== What the task requires ==
Your task is to transcribe all of the records exactly and leave out the pictures.

== Input for this task ==

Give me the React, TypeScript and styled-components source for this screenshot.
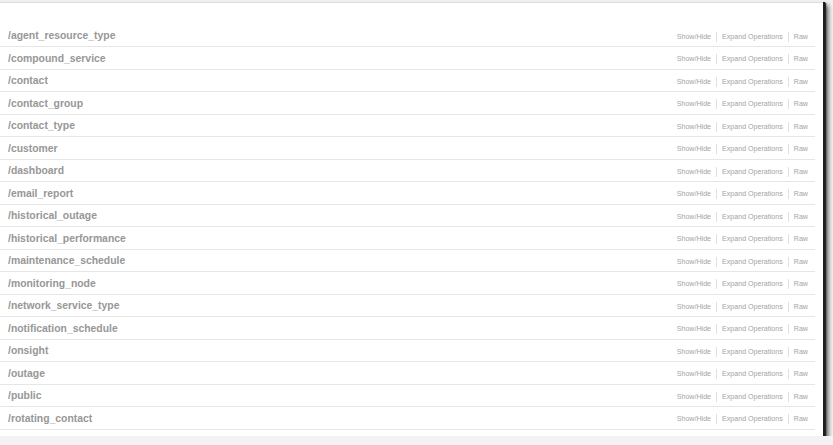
import React from "react";
import styled, { createGlobalStyle } from "styled-components";

const resources = [
  "agent_resource_type",
  "compound_service",
  "contact",
  "contact_group",
  "contact_type",
  "customer",
  "dashboard",
  "email_report",
  "historical_outage",
  "historical_performance",
  "maintenance_schedule",
  "monitoring_node",
  "network_service_type",
  "notification_schedule",
  "onsight",
  "outage",
  "public",
  "rotating_contact"
];

const GlobalStyle = createGlobalStyle`
  html, body {
    margin: 0;
    padding: 0;
    background: #f3f3f3;
    font-family: "Liberation Sans", Arial, sans-serif;
  }
`;

const Window = styled.div`
  width: 823px;
  height: 436px;
  background: #fff;
  box-sizing: border-box;
  overflow: hidden;
  box-shadow: 2px 2px 0 #1c1c1c, 3px 3px 1px #262626, 5px 5px 5px rgba(0, 0, 0, 0.7);
`;

const TopBar = styled.div`
  height: 2px;
  background: #efefef;
  border-bottom: 1px solid #dcdcdc;
`;

const ResourceList = styled.ul`
  list-style: none;
  margin: 0;
  padding: 21.5px 8px 0 0;
`;

const Row = styled.li`
  height: 22.5px;
  box-sizing: border-box;
  border-bottom: 1px solid #e6e6e6;
  display: flex;
  align-items: center;
  justify-content: space-between;
  padding: 0 7px 0 8px;
`;

const Path = styled.a`
  font-size: 10.4px;
  font-weight: bold;
  color: #979797;
  text-decoration: none;
  padding-top: 1px;
`;

const Links = styled.div`
  display: flex;
  align-items: center;
  padding-top: 3px;
`;

const Link = styled.a`
  font-size: 7.1px;
  color: #a4a4a4;
  text-decoration: none;
`;

const Divider = styled.span`
  display: inline-block;
  width: 0;
  height: 10px;
  border-left: 1px solid #e0e0e0;
  margin: 0 5px;
`;

export default function App() {
  return (
    <>
      <GlobalStyle />
      <Window>
        <TopBar />
        <ResourceList>
          {resources.map((name) => (
            <Row key={name}>
              <Path href="#">/{name}</Path>
              <Links>
                <Link href="#">Show/Hide</Link>
                <Divider />
                <Link href="#">Expand Operations</Link>
                <Divider />
                <Link href="#">Raw</Link>
              </Links>
            </Row>
          ))}
        </ResourceList>
      </Window>
    </>
  );
}
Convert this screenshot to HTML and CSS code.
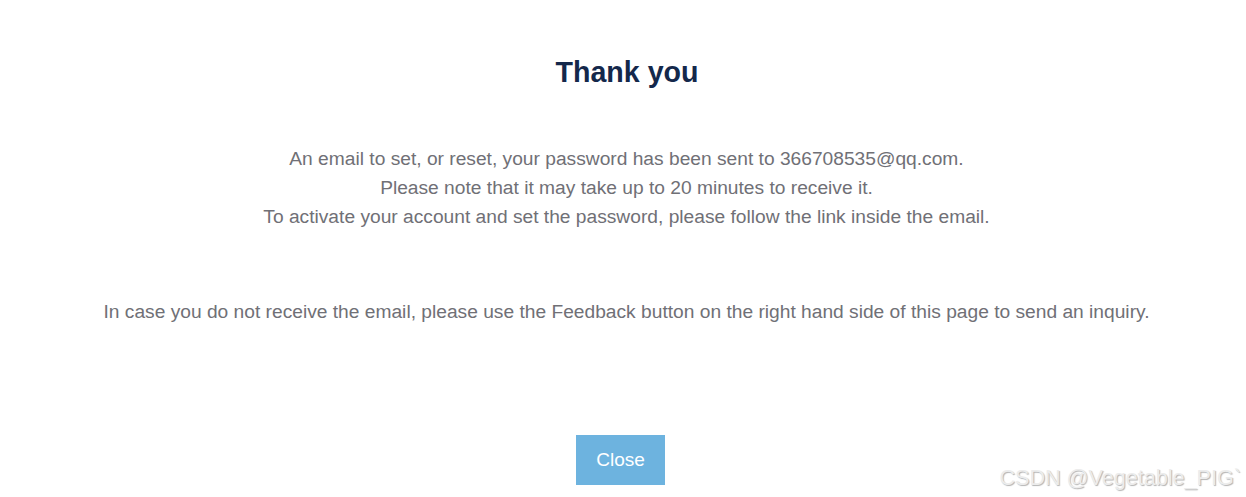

== Full solution ==
Give me the React, TypeScript and styled-components source for this screenshot.
import React from "react";
import styled, { createGlobalStyle } from "styled-components";

const resources = [
  "agent_resource_type",
  "compound_service",
  "contact",
  "contact_group",
  "contact_type",
  "customer",
  "dashboard",
  "email_report",
  "historical_outage",
  "historical_performance",
  "maintenance_schedule",
  "monitoring_node",
  "network_service_type",
  "notification_schedule",
  "onsight",
  "outage",
  "public",
  "rotating_contact"
];

const GlobalStyle = createGlobalStyle`
  html, body {
    margin: 0;
    padding: 0;
    background: #f3f3f3;
    font-family: "Liberation Sans", Arial, sans-serif;
  }
`;

const Window = styled.div`
  width: 823px;
  height: 436px;
  background: #fff;
  box-sizing: border-box;
  overflow: hidden;
  box-shadow: 2px 2px 0 #1c1c1c, 3px 3px 1px #262626, 5px 5px 5px rgba(0, 0, 0, 0.7);
`;

const TopBar = styled.div`
  height: 2px;
  background: #efefef;
  border-bottom: 1px solid #dcdcdc;
`;

const ResourceList = styled.ul`
  list-style: none;
  margin: 0;
  padding: 21.5px 8px 0 0;
`;

const Row = styled.li`
  height: 22.5px;
  box-sizing: border-box;
  border-bottom: 1px solid #e6e6e6;
  display: flex;
  align-items: center;
  justify-content: space-between;
  padding: 0 7px 0 8px;
`;

const Path = styled.a`
  font-size: 10.4px;
  font-weight: bold;
  color: #979797;
  text-decoration: none;
  padding-top: 1px;
`;

const Links = styled.div`
  display: flex;
  align-items: center;
  padding-top: 3px;
`;

const Link = styled.a`
  font-size: 7.1px;
  color: #a4a4a4;
  text-decoration: none;
`;

const Divider = styled.span`
  display: inline-block;
  width: 0;
  height: 10px;
  border-left: 1px solid #e0e0e0;
  margin: 0 5px;
`;

export default function App() {
  return (
    <>
      <GlobalStyle />
      <Window>
        <TopBar />
        <ResourceList>
          {resources.map((name) => (
            <Row key={name}>
              <Path href="#">/{name}</Path>
              <Links>
                <Link href="#">Show/Hide</Link>
                <Divider />
                <Link href="#">Expand Operations</Link>
                <Divider />
                <Link href="#">Raw</Link>
              </Links>
            </Row>
          ))}
        </ResourceList>
      </Window>
    </>
  );
}
Convert this screenshot to HTML and CSS code.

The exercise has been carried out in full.